I'll admit, with interest rates at just 2.5%, the 5.4% fully franked dividend from Telstra Corporation Ltd (ASX: TLS) is looking pretty good. But, as any seasoned investor will know, we must look beyond the dividend yield and get a deeper appreciation of the business and its valuation before committing to a purchase of a stock.
In a market correction (where we experience a drop of 10% or more), I can all but guarantee, stock's with inflated share prices will get hit even harder than the average. Quickly wiping out the perceived benefit of a 5% annual dividend payment.
Here's what you need to know about our largest telco…
Core businesses
Telstra is renowned for its dominant market position and leading service across products such as mobiles, fixed voice, data and pay-tv. Historically, these have been very lucrative infrastructure-heavy products and produced solid cash flows which have funded dividends and re-investment.
However as the NBN Co takes control of Telstra's copper cable network (for which it'll receive a handsome fee) and the company is forced to actively compete against its smaller rivals, market share will come under threat. But in my opinion, Telstra is being well rewarded for these legacy assets, at a time when fixed line communications are becoming increasingly redundant.

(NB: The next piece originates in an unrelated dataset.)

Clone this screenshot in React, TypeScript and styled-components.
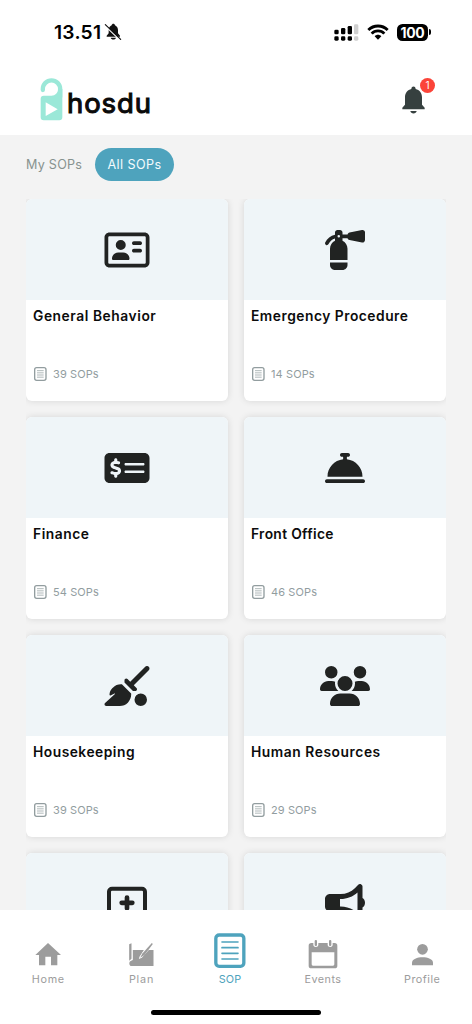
import React from "react";
import styled, { createGlobalStyle } from "styled-components";
import {
  FaRegAddressCard,
  FaFireExtinguisher,
  FaMoneyCheckDollar,
  FaBellConcierge,
  FaBroomBall,
  FaUsers,
  FaBullhorn,
} from "react-icons/fa6";

const GlobalStyle = createGlobalStyle`
  * { box-sizing: border-box; }
  body { margin: 0; background: #fff; font-family: Inter, "Liberation Sans", sans-serif; }
`;

const Screen = styled.div`
  width: 472px;
  height: 1024px;
  display: flex;
  flex-direction: column;
  overflow: hidden;
  background: #f3f3f3;
`;

const StatusBar = styled.div`
  height: 64px;
  flex: none;
  display: flex;
  align-items: center;
  justify-content: space-between;
  padding: 0 41px 0 54px;
  background: #fff;
`;

const StatusGroup = styled.div<{ $gap: number }>`
  display: flex;
  align-items: center;
  gap: ${(p) => p.$gap}px;
`;

const Time = styled.span`
  font-size: 19.2px;
  font-weight: 600;
  letter-spacing: 0.25px;
  line-height: 24px;
`;

const Battery = styled.div`
  display: flex;
  align-items: center;
  gap: 1px;
`;

const BatteryBody = styled.div`
  width: 31px;
  height: 17px;
  border-radius: 5.5px;
  background: #000;
  color: #fff;
  font-size: 14px;
  font-weight: 700;
  line-height: 17px;
  text-align: center;
  letter-spacing: -0.3px;
`;

const BatteryTip = styled.div`
  width: 2px;
  height: 6px;
  border-radius: 0 2px 2px 0;
  background: #000;
`;

const Header = styled.header`
  height: 71px;
  flex: none;
  display: flex;
  align-items: flex-start;
  justify-content: space-between;
  padding: 14px 37px 0 40px;
  background: #fff;
`;

const Logo = styled.div`
  display: flex;
  align-items: flex-start;
  gap: 4px;
`;

const LogoText = styled.span`
  font-size: 27.5px;
  font-weight: 400;
  line-height: 34px;
  padding-top: 8px;
  letter-spacing: 0.9px;
  -webkit-text-stroke: 1.1px #0a0a0a;
  color: #0a0a0a;
`;

const Bell = styled.div`
  position: relative;
  width: 33px;
  height: 43px;
  padding-top: 8px;
`;

const Badge = styled.span`
  position: absolute;
  top: 0;
  right: 0;
  width: 15px;
  height: 15px;
  border-radius: 50%;
  background: #fb4439;
  color: #fff;
  font-size: 10px;
  line-height: 15px;
  text-align: center;
`;

const Tabs = styled.nav`
  height: 64px;
  flex: none;
  display: flex;
  align-items: flex-start;
  padding: 13px 26px 0;
  gap: 13px;
`;

const Tab = styled.span<{ $active?: boolean }>`
  height: 33px;
  line-height: 33px;
  border-radius: 17px;
  font-size: 12.6px;
  letter-spacing: ${(p) => (p.$active ? "0.4px" : "0.25px")};
  white-space: nowrap;
  width: ${(p) => (p.$active ? "79px" : "56px")};
  text-align: ${(p) => (p.$active ? "center" : "left")};
  background: ${(p) => (p.$active ? "#4ea3bd" : "transparent")};
  color: ${(p) => (p.$active ? "#f4fbfd" : "#87928f")};
`;

const Grid = styled.main`
  flex: 1;
  min-height: 0;
  margin: 0 26px;
  overflow: hidden;
  display: grid;
  grid-template-columns: 202px 202px;
  grid-auto-rows: 201.5px;
  gap: 16.5px 16px;
`;

const Card = styled.article`
  border-radius: 6px;
  overflow: hidden;
  background: #fff;
  box-shadow: 0 0 7px rgba(0, 0, 0, 0.12);
  display: flex;
  flex-direction: column;
`;

const CardArt = styled.div`
  height: 101px;
  flex: none;
  display: flex;
  align-items: center;
  justify-content: center;
  background: #eff5f8;
  color: #212322;
  svg {
    width: 50px;
    height: 40px;
  }
`;

const CardBody = styled.div`
  flex: 1;
  display: flex;
  flex-direction: column;
  justify-content: space-between;
  padding: 5.5px 7px 19px;
`;

const CardTitle = styled.h2<{ $spacing?: number }>`
  margin: 0;
  font-size: 13.8px;
  line-height: 20px;
  font-weight: 600;
  white-space: nowrap;
  letter-spacing: ${(p) => p.$spacing ?? 0.5}px;
  color: #0c0c0c;
`;

const Count = styled.div`
  display: flex;
  align-items: center;
  gap: 6px;
  padding-left: 1px;
  font-size: 11px;
  line-height: 16px;
  letter-spacing: 0.1px;
  color: #929d9f;
`;

const BottomNav = styled.nav`
  height: 114px;
  flex: none;
  display: flex;
  flex-direction: column;
  align-items: center;
  background: #fff;
`;

const NavItems = styled.div`
  height: 100px;
  width: 100%;
  display: grid;
  grid-template-columns: 96.6px 89.8px 87.2px 98.8px 99.6px;
`;

const NavItem = styled.div<{ $active?: boolean }>`
  display: flex;
  flex-direction: column;
  align-items: center;
  padding-top: 22px;
  gap: 2px;
  color: ${(p) => (p.$active ? "#4ea3bd" : "#9c9c9c")};
`;

const NavLabel = styled.span<{ $spacing?: number }>`
  font-size: 10.8px;
  line-height: 16px;
  letter-spacing: ${(p) => p.$spacing ?? 0.5}px;
`;

const HomeBar = styled.div`
  width: 170px;
  height: 5px;
  border-radius: 3px;
  background: #000;
`;

const MutedBell = () => (
  <svg width="18" height="18" viewBox="0 0 54 54">
    <path
      d="M8 41v-3l6-7V22C14 14 18 9 23 7c1-6 9-6 10 0 6 3 9 8 9 15v9l6 7v3zM20 44h16c-1 7-15 7-16 0z"
      fill="#111"
    />
    <path d="M4 9 50 53" stroke="#fff" strokeWidth="4" />
    <path d="M4 5 50 49" stroke="#111" strokeWidth="3.5" strokeLinecap="round" />
  </svg>
);

const Signal = () => (
  <svg width="25" height="18" viewBox="0 0 75 54">
    <g fill="#000">
      <rect x="1" y="20" width="13" height="14" rx="4" />
      <rect x="21" y="15" width="13" height="19" rx="4" />
      <rect x="41" y="9" width="13" height="25" rx="4" />
      <rect x="1" y="40" width="13" height="13" rx="4" />
      <rect x="21" y="40" width="13" height="13" rx="4" />
      <rect x="41" y="40" width="13" height="13" rx="4" />
    </g>
    <g fill="#cfcfcf">
      <rect x="60" y="4" width="13" height="30" rx="4" />
      <rect x="60" y="40" width="13" height="13" rx="4" />
    </g>
  </svg>
);

const Wifi = () => (
  <svg width="22" height="16" viewBox="0 0 66 48" fill="none" stroke="#000" strokeWidth="8.5">
    <path d="M4 18C20 2 46 2 62 18" />
    <path d="M14 29C24 18 42 18 52 29" />
    <path d="M33 47 23 37c5-6 15-6 20 0z" fill="#000" stroke="none" />
  </svg>
);

const LogoMark = () => (
  <svg width="23" height="43" viewBox="0 0 69 129">
    <path
      d="M8.500 36V33a26 26 0 0 1 52 0v24"
      fill="none"
      stroke="#9be8d8"
      strokeWidth="13"
      strokeLinecap="round"
    />
    <path
      d="M2 62q0-9 9-9h23c12 0 20-8 20-20h13v85q0 9-9 9H11q-9 0-9-9z"
      fill="#9be8d8"
    />
    <path d="M17 73v41l36-20z" fill="#fff" />
  </svg>
);

const BellIcon = () => (
  <svg width="23" height="28" viewBox="0 0 69 84" fill="#36403f">
    <path d="M1 70v-5l8-9V34C9 20 17 12 28 9c0-10 13-10 13 0 11 3 19 11 19 25v22l8 9v5zM25 75h19c-1 10-18 10-19 0z" />
  </svg>
);

const ListIcon = () => (
  <svg width="13" height="14" viewBox="0 0 39 42" fill="none" stroke="#929d9f">
    <rect x="2" y="2" width="34" height="38" rx="6" strokeWidth="4" />
    <path d="M9 11h20M9 17.500h20M9 24h20M9 30.500h20" strokeWidth="2.2" />
  </svg>
);

const MedicalKit = () => (
  <svg viewBox="306 131.500 150 120">
    <rect x="327" y="146" width="108" height="94" rx="9" fill="none" stroke="currentColor" strokeWidth="12" />
    <path
      d="M381 172v32M365 188h32"
      stroke="currentColor"
      strokeWidth="14"
      strokeLinecap="round"
    />
  </svg>
);

const HomeIcon = () => (
  <svg width="38" height="38" viewBox="88 276 114 114" fill="currentColor">
    <path d="M145 309 184 345h-11v31h-19v-26h-17v26h-19v-31h-11z" />
  </svg>
);

const PlanIcon = () => (
  <svg width="38" height="38" viewBox="367.500 276 114 114" fill="currentColor">
    <path d="M389 313l7-3v46l-7 6z" />
    <path d="M400 330h33l-13 20-2 7 9-4 21-23h14v48h-66c-8 0-9-14-1-16l5-2z" />
    <path d="M457 309l3 3-25 33-13 8 6-12z" />
  </svg>
);

const SopIcon = () => (
  <svg width="38" height="38" viewBox="633 276 114 114" fill="none" stroke="currentColor">
    <rect x="647.500" y="285" width="84" height="94" rx="10" strokeWidth="10" />
    <path
      d="M666 306h48M666 323h48M666 340h48M666 357h48"
      strokeWidth="5"
      strokeLinecap="round"
    />
  </svg>
);

const EventsIcon = () => (
  <svg width="38" height="38" viewBox="216 276 114 114" fill="currentColor">
    <path
      fillRule="evenodd"
      d="M238 309h6v5c0 9 15 9 15 0v-5h28v5c0 9 15 9 15 0v-5h6q8 0 8 8v60q0 8-8 8h-70q-8 0-8-8v-60q0-8 8-8zM239 337v36q0 4 4 4h60q4 0 4-4v-36z"
    />
    <rect x="248" y="300" width="7" height="18" rx="3" />
    <rect x="291" y="300" width="7" height="18" rx="3" />
  </svg>
);

const ProfileIcon = () => (
  <svg width="38" height="38" viewBox="513 276 114 114" fill="currentColor">
    <circle cx="571.500" cy="328" r="16" />
    <path d="M540 376v-8c0-22 63-22 63 0v8z" />
  </svg>
);

const departments = [
  { title: "General Behavior", count: 39, icon: <FaRegAddressCard />, spacing: 0.56 },
  { title: "Emergency Procedure", count: 14, icon: <FaFireExtinguisher />, spacing: 0.51 },
  { title: "Finance", count: 54, icon: <FaMoneyCheckDollar />, spacing: 0.53 },
  { title: "Front Office", count: 46, icon: <FaBellConcierge />, spacing: 0.33 },
  { title: "Housekeeping", count: 39, icon: <FaBroomBall />, spacing: 0.5 },
  { title: "Human Resources", count: 29, icon: <FaUsers />, spacing: 0.56 },
  { icon: <MedicalKit /> },
  { icon: <FaBullhorn /> },
];

const navItems = [
  { label: "Home", icon: <HomeIcon />, spacing: 0.75 },
  { label: "Plan", icon: <PlanIcon />, spacing: 0.8 },
  { label: "SOP", icon: <SopIcon />, active: true, spacing: 0.1 },
  { label: "Events", icon: <EventsIcon /> },
  { label: "Profile", icon: <ProfileIcon /> },
];

export default function App() {
  return (
    <>
      <GlobalStyle />
      <Screen>
        <StatusBar>
          <StatusGroup $gap={3}>
            <Time>13.51</Time>
            <MutedBell />
          </StatusGroup>
          <StatusGroup $gap={8}>
            <Signal />
            <Wifi />
            <Battery>
              <BatteryBody>100</BatteryBody>
              <BatteryTip />
            </Battery>
          </StatusGroup>
        </StatusBar>
        <Header>
          <Logo>
            <LogoMark />
            <LogoText>hosdu</LogoText>
          </Logo>
          <Bell>
            <BellIcon />
            <Badge>1</Badge>
          </Bell>
        </Header>
        <Tabs>
          <Tab>My SOPs</Tab>
          <Tab $active>All SOPs</Tab>
        </Tabs>
        <Grid>
          {departments.map((d, i) => (
            <Card key={i}>
              <CardArt>{d.icon}</CardArt>
              {d.title && (
                <CardBody>
                  <CardTitle $spacing={d.spacing}>{d.title}</CardTitle>
                  <Count>
                    <ListIcon />
                    <span>{d.count} SOPs</span>
                  </Count>
                </CardBody>
              )}
            </Card>
          ))}
        </Grid>
        <BottomNav>
          <NavItems>
            {navItems.map((n) => (
              <NavItem key={n.label} $active={n.active}>
                {n.icon}
                <NavLabel $spacing={n.spacing}>{n.label}</NavLabel>
              </NavItem>
            ))}
          </NavItems>
          <HomeBar />
        </BottomNav>
      </Screen>
    </>
  );
}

The media business – where Telstra's stake in Foxtel lies – is also facing the emerging threat of international rivals entering the market. Netflix is a proven disruptor.
But for the foreseeable future, Telstra's mobiles division – its most profitable – will continue to dominate the market with superior network coverage and customer service. It'll also benefit from the rise of machine-to-machine (M2M) communication and increased data usage.
Growth prospects
Telstra's major growth will come from two divisions, namely, Network Application Services (NAS) and International.

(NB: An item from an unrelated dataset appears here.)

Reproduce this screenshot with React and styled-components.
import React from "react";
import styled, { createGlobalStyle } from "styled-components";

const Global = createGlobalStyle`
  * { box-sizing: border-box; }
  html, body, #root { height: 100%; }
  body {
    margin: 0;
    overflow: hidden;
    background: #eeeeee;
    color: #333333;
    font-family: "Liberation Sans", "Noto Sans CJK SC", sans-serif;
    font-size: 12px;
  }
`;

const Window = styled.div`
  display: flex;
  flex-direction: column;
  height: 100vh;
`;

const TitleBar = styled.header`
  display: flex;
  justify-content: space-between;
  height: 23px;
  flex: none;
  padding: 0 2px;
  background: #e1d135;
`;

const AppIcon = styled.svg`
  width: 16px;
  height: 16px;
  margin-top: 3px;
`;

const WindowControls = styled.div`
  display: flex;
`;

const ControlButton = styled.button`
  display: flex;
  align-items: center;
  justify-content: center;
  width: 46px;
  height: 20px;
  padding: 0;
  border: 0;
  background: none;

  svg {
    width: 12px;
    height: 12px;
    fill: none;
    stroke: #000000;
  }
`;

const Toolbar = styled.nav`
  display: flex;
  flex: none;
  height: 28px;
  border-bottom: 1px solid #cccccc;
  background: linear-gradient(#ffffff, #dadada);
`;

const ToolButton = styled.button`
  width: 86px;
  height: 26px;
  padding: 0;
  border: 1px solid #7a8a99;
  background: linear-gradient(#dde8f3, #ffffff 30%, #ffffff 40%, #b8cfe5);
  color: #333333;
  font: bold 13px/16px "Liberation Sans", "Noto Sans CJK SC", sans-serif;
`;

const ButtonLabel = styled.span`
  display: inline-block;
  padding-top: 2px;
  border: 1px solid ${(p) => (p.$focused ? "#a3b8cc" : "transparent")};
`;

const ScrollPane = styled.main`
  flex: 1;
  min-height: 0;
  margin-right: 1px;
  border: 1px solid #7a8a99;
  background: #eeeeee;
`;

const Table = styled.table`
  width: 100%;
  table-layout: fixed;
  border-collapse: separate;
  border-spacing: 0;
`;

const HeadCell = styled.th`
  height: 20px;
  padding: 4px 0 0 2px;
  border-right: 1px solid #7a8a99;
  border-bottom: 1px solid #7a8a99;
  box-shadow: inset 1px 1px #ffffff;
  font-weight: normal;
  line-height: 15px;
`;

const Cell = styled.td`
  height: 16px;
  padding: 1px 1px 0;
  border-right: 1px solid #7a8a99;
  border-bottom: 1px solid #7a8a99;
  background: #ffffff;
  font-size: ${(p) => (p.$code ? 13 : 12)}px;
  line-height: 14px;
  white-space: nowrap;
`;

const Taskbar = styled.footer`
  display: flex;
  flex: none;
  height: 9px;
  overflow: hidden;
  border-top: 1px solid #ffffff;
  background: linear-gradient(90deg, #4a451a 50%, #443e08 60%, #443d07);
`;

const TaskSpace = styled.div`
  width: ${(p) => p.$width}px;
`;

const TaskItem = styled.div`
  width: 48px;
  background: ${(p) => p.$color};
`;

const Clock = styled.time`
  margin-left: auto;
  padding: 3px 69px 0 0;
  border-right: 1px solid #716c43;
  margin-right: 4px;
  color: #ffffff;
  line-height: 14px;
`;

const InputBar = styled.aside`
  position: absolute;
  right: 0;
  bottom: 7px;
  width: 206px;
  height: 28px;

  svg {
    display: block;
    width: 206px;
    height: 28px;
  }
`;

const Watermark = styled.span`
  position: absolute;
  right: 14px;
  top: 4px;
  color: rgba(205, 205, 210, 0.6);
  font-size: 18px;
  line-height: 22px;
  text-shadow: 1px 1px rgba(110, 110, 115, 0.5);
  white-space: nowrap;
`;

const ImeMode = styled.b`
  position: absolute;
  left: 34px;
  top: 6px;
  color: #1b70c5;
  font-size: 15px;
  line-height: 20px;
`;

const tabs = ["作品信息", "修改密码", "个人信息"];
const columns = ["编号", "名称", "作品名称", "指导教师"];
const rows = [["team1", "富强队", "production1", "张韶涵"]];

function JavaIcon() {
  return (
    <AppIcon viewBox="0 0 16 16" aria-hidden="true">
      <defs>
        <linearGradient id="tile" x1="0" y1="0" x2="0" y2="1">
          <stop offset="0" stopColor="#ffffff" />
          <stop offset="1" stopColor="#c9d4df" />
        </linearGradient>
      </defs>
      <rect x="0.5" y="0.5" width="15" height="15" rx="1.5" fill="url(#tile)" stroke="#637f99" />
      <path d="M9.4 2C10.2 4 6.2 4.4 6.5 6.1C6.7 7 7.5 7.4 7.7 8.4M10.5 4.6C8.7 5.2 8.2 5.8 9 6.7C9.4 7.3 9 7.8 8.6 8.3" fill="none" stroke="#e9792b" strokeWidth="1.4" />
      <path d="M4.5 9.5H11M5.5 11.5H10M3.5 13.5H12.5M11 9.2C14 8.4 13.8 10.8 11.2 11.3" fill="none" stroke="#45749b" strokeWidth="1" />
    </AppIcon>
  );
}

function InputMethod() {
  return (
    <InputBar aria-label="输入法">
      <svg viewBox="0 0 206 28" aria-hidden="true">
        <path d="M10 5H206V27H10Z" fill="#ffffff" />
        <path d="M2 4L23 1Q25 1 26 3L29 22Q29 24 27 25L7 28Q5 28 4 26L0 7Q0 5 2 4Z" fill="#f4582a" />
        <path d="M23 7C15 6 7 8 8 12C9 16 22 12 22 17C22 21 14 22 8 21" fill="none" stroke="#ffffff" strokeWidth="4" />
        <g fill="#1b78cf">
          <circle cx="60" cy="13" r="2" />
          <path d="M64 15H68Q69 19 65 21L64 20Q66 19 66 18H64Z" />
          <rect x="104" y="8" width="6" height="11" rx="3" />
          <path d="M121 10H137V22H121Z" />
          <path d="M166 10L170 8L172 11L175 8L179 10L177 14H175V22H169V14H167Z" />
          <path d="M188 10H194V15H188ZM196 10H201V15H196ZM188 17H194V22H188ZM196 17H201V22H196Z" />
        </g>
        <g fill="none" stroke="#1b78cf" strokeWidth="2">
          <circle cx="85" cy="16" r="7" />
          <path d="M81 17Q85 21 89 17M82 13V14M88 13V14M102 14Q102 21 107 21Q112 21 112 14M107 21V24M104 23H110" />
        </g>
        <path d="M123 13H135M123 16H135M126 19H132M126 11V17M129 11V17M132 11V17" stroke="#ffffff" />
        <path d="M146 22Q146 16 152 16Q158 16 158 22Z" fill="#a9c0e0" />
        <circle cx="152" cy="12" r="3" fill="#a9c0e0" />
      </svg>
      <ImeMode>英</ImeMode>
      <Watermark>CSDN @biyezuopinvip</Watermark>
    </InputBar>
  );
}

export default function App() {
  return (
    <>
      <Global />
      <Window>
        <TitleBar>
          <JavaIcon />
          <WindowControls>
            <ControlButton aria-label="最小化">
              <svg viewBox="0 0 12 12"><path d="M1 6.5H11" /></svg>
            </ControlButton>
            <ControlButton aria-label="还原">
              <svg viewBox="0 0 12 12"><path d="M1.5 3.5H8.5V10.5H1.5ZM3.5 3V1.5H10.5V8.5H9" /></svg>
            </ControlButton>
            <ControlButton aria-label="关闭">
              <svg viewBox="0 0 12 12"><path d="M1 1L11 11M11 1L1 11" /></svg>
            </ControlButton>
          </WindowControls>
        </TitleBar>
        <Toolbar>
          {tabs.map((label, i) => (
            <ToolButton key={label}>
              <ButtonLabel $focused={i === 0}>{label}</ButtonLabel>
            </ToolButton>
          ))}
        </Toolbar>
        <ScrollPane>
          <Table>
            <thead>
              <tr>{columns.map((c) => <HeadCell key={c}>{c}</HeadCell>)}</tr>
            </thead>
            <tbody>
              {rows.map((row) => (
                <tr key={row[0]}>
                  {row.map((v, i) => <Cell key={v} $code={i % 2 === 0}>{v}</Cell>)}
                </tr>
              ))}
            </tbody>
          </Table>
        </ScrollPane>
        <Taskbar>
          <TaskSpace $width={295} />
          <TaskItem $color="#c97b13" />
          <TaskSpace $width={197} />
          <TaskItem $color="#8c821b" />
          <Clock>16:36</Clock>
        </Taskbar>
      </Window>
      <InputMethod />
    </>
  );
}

NAS houses services such as unified communications (VoIP), cloud computing and managed network services. Revenue from NAS has almost doubled since 2010.
International is the division responsible for CEO David Thodey's plan to derive a third of group revenues from Asia by 2020. Whilst this strategy has its risks, if the company can leverage its local success and develop relationships with incumbents, it could have significant long-term upside for the company and its shareholders.
Valuation
Telstra shares don't come cheap and despite retreating slightly from over $5.70 in August, I believe Telstra still does not warrant a buy rating. I think it's a quality hold for current shareholders but any price above $4.70 per share does not leave an adequate margin of safety. It's important to remember patience doesn't lose you money.